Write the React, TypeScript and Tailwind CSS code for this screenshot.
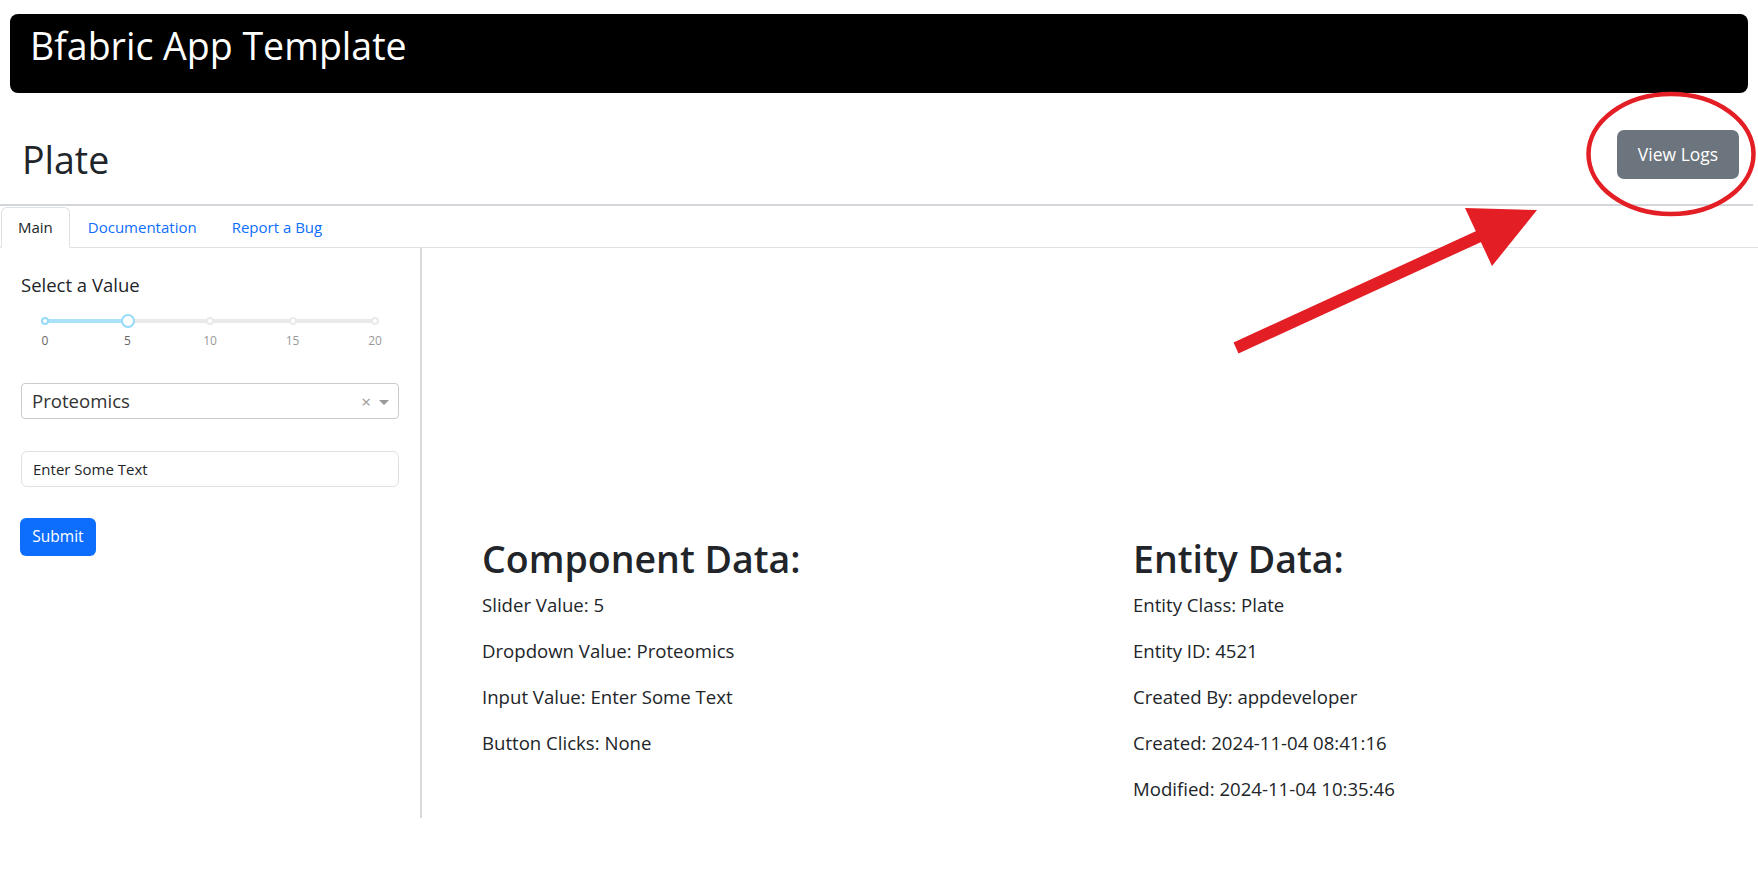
import React from 'react'

const componentRows = ['Slider Value: 5', 'Dropdown Value: Proteomics', 'Input Value: Enter Some Text', 'Button Clicks: None']
const entityRows = [
	'Entity Class: Plate',
	'Entity ID: 4521',
	'Created By: appdeveloper',
	'Created: 2024-11-04 08:41:16',
	'Modified: 2024-11-04 10:35:46',
]
const marks = [0, 5, 10, 15, 20]

function Slider({ value }: { value: number }) {
	const pct = (v: number) => `${(v / 20) * 100}%`
	return (
		<div className="relative ml-[24px] mt-[15px] h-[14px] w-[330px]">
			<div className="absolute left-0 right-0 top-[5px] h-[4px] rounded-full bg-[#e9e9e9]" />
			<div className="absolute left-0 top-[5px] h-[4px] rounded-full bg-[#abe2fb]" style={{ width: pct(value) }} />
			{marks.map((m) => (
				<span
					key={m}
					className={`absolute top-[3px] h-[8px] w-[8px] -translate-x-1/2 rounded-full border-2 bg-white ${m <= value ? 'border-[#96dbfa]' : 'border-[#e9e9e9]'}`}
					style={{ left: pct(m) }}
				/>
			))}
			<span className="absolute top-0 h-[14px] w-[14px] -translate-x-1/2 rounded-full border-2 border-[#96dbfa] bg-white" style={{ left: pct(value) }} />
			{marks.map((m) => (
				<span
					key={'l' + m}
					className={`absolute top-[19px] -translate-x-1/2 text-[12px] leading-[16px] ${m <= value ? 'text-[#666]' : 'text-[#999]'}`}
					style={{ left: pct(m) }}
				>
					{m}
				</span>
			))}
		</div>
	)
}

export default function App() {
	return (
		<div className="relative min-h-[889px] bg-white font-['Open_Sans',sans-serif] text-[#212529]">
			<div className="px-[10px] pt-[14px]">
				<div className="h-[79px] rounded-[8px] bg-black pl-[20px] pt-[13px]">
					<h1 className="text-[37.5px] leading-[37.5px] text-white">Bfabric App Template</h1>
				</div>
			</div>

			<div className="flex items-start justify-between pl-[22px] pr-[19px] pt-[37px]">
				<h2 className="mt-[11px] text-[37.5px] leading-[37.5px]">Plate</h2>
				<button className="h-[49px] w-[122px] rounded-[7px] bg-[#6c757d] text-[17.5px] text-white">View Logs</button>
			</div>
			<div className="mr-[5px] mt-[25px] h-[2px] bg-[#d2d5d9]" />

			<nav className="mt-px flex h-[41px] border-b border-[#dee2e6] text-[15px]">
				<div className="-mb-px ml-px h-[41px] rounded-t-[6px] border border-[#dee2e6] border-b-white bg-white px-[16px] leading-[39px]">Main</div>
				<a className="px-[18px] leading-[40px] text-[#0d6efd]">Documentation</a>
				<a className="pl-[17px] pr-[18px] leading-[40px] text-[#0d6efd]">Report a Bug</a>
			</nav>

			<div className="flex">
				<aside className="h-[570px] w-[422px] shrink-0 border-r-2 border-[#d9d9d9] pl-[21px] pt-[23px]">
					<div className="text-[18.5px] leading-[28px]">Select a Value</div>
					<Slider value={5} />
					<div className="mt-[55px] flex h-[36px] w-[378px] items-center rounded-[4px] border border-[#ccc] pl-[10px] pr-[9px] text-[#333]">
						<span className="flex-1 text-[18.6px]">Proteomics</span>
						<span className="mr-[8px] text-[17px] leading-none text-[#999]">×</span>
						<span className="mt-[2px] h-0 w-0 border-x-[5px] border-t-[5px] border-x-transparent border-t-[#999]" />
					</div>
					<input
						readOnly
						defaultValue="Enter Some Text"
						className="mt-[32px] block h-[36px] w-[378px] rounded-[6px] border border-[#dee2e6] pl-[11px] text-[15px] text-[#212529] outline-none"
					/>
					<button className="-ml-px mt-[31px] h-[38px] w-[76px] rounded-[6px] bg-[#0d6efd] text-[15.5px] text-white">Submit</button>
				</aside>

				<main className="grid flex-1 grid-cols-[651px_1fr] pl-[60px] pt-[289px]">
					<section>
						<h3 className="text-[37.5px] font-semibold leading-[44px]">Component Data:</h3>
						<div className="mt-[10px]">
							{componentRows.map((r) => (
								<p key={r} className="mb-[18px] text-[18.6px] leading-[28px]">{r}</p>
							))}
						</div>
					</section>
					<section>
						<h3 className="text-[37.5px] font-semibold leading-[44px]">Entity Data:</h3>
						<div className="mt-[10px]">
							{entityRows.map((r) => (
								<p key={r} className="mb-[18px] text-[18.6px] leading-[28px]">{r}</p>
							))}
						</div>
					</section>
				</main>
			</div>

			{/* red annotation drawn over the screenshot */}
			<svg className="pointer-events-none absolute left-0 top-0" width="1758" height="889" viewBox="0 0 1758 889">
				<ellipse cx="1671" cy="154" rx="82.5" ry="60" fill="none" stroke="#e31e24" strokeWidth="4.5" />
				<line x1="1236" y1="348" x2="1482" y2="235" stroke="#e31e24" strokeWidth="12" />
				<polygon points="1465,208 1537,210 1492,266" fill="#e31e24" />
			</svg>
		</div>
	)
}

EXERCISE BRIEF: Quote each line of the listing exactly, but leave the pictures out.

REPLY:
Write the React, TypeScript and Tailwind CSS code for this screenshot.
import React from 'react'

const componentRows = ['Slider Value: 5', 'Dropdown Value: Proteomics', 'Input Value: Enter Some Text', 'Button Clicks: None']
const entityRows = [
	'Entity Class: Plate',
	'Entity ID: 4521',
	'Created By: appdeveloper',
	'Created: 2024-11-04 08:41:16',
	'Modified: 2024-11-04 10:35:46',
]
const marks = [0, 5, 10, 15, 20]

function Slider({ value }: { value: number }) {
	const pct = (v: number) => `${(v / 20) * 100}%`
	return (
		<div className="relative ml-[24px] mt-[15px] h-[14px] w-[330px]">
			<div className="absolute left-0 right-0 top-[5px] h-[4px] rounded-full bg-[#e9e9e9]" />
			<div className="absolute left-0 top-[5px] h-[4px] rounded-full bg-[#abe2fb]" style={{ width: pct(value) }} />
			{marks.map((m) => (
				<span
					key={m}
					className={`absolute top-[3px] h-[8px] w-[8px] -translate-x-1/2 rounded-full border-2 bg-white ${m <= value ? 'border-[#96dbfa]' : 'border-[#e9e9e9]'}`}
					style={{ left: pct(m) }}
				/>
			))}
			<span className="absolute top-0 h-[14px] w-[14px] -translate-x-1/2 rounded-full border-2 border-[#96dbfa] bg-white" style={{ left: pct(value) }} />
			{marks.map((m) => (
				<span
					key={'l' + m}
					className={`absolute top-[19px] -translate-x-1/2 text-[12px] leading-[16px] ${m <= value ? 'text-[#666]' : 'text-[#999]'}`}
					style={{ left: pct(m) }}
				>
					{m}
				</span>
			))}
		</div>
	)
}

export default function App() {
	return (
		<div className="relative min-h-[889px] bg-white font-['Open_Sans',sans-serif] text-[#212529]">
			<div className="px-[10px] pt-[14px]">
				<div className="h-[79px] rounded-[8px] bg-black pl-[20px] pt-[13px]">
					<h1 className="text-[37.5px] leading-[37.5px] text-white">Bfabric App Template</h1>
				</div>
			</div>

			<div className="flex items-start justify-between pl-[22px] pr-[19px] pt-[37px]">
				<h2 className="mt-[11px] text-[37.5px] leading-[37.5px]">Plate</h2>
				<button className="h-[49px] w-[122px] rounded-[7px] bg-[#6c757d] text-[17.5px] text-white">View Logs</button>
			</div>
			<div className="mr-[5px] mt-[25px] h-[2px] bg-[#d2d5d9]" />

			<nav className="mt-px flex h-[41px] border-b border-[#dee2e6] text-[15px]">
				<div className="-mb-px ml-px h-[41px] rounded-t-[6px] border border-[#dee2e6] border-b-white bg-white px-[16px] leading-[39px]">Main</div>
				<a className="px-[18px] leading-[40px] text-[#0d6efd]">Documentation</a>
				<a className="pl-[17px] pr-[18px] leading-[40px] text-[#0d6efd]">Report a Bug</a>
			</nav>

			<div className="flex">
				<aside className="h-[570px] w-[422px] shrink-0 border-r-2 border-[#d9d9d9] pl-[21px] pt-[23px]">
					<div className="text-[18.5px] leading-[28px]">Select a Value</div>
					<Slider value={5} />
					<div className="mt-[55px] flex h-[36px] w-[378px] items-center rounded-[4px] border border-[#ccc] pl-[10px] pr-[9px] text-[#333]">
						<span className="flex-1 text-[18.6px]">Proteomics</span>
						<span className="mr-[8px] text-[17px] leading-none text-[#999]">×</span>
						<span className="mt-[2px] h-0 w-0 border-x-[5px] border-t-[5px] border-x-transparent border-t-[#999]" />
					</div>
					<input
						readOnly
						defaultValue="Enter Some Text"
						className="mt-[32px] block h-[36px] w-[378px] rounded-[6px] border border-[#dee2e6] pl-[11px] text-[15px] text-[#212529] outline-none"
					/>
					<button className="-ml-px mt-[31px] h-[38px] w-[76px] rounded-[6px] bg-[#0d6efd] text-[15.5px] text-white">Submit</button>
				</aside>

				<main className="grid flex-1 grid-cols-[651px_1fr] pl-[60px] pt-[289px]">
					<section>
						<h3 className="text-[37.5px] font-semibold leading-[44px]">Component Data:</h3>
						<div className="mt-[10px]">
							{componentRows.map((r) => (
								<p key={r} className="mb-[18px] text-[18.6px] leading-[28px]">{r}</p>
							))}
						</div>
					</section>
					<section>
						<h3 className="text-[37.5px] font-semibold leading-[44px]">Entity Data:</h3>
						<div className="mt-[10px]">
							{entityRows.map((r) => (
								<p key={r} className="mb-[18px] text-[18.6px] leading-[28px]">{r}</p>
							))}
						</div>
					</section>
				</main>
			</div>

			{/* red annotation drawn over the screenshot */}
			<svg className="pointer-events-none absolute left-0 top-0" width="1758" height="889" viewBox="0 0 1758 889">
				<ellipse cx="1671" cy="154" rx="82.5" ry="60" fill="none" stroke="#e31e24" strokeWidth="4.5" />
				<line x1="1236" y1="348" x2="1482" y2="235" stroke="#e31e24" strokeWidth="12" />
				<polygon points="1465,208 1537,210 1492,266" fill="#e31e24" />
			</svg>
		</div>
	)
}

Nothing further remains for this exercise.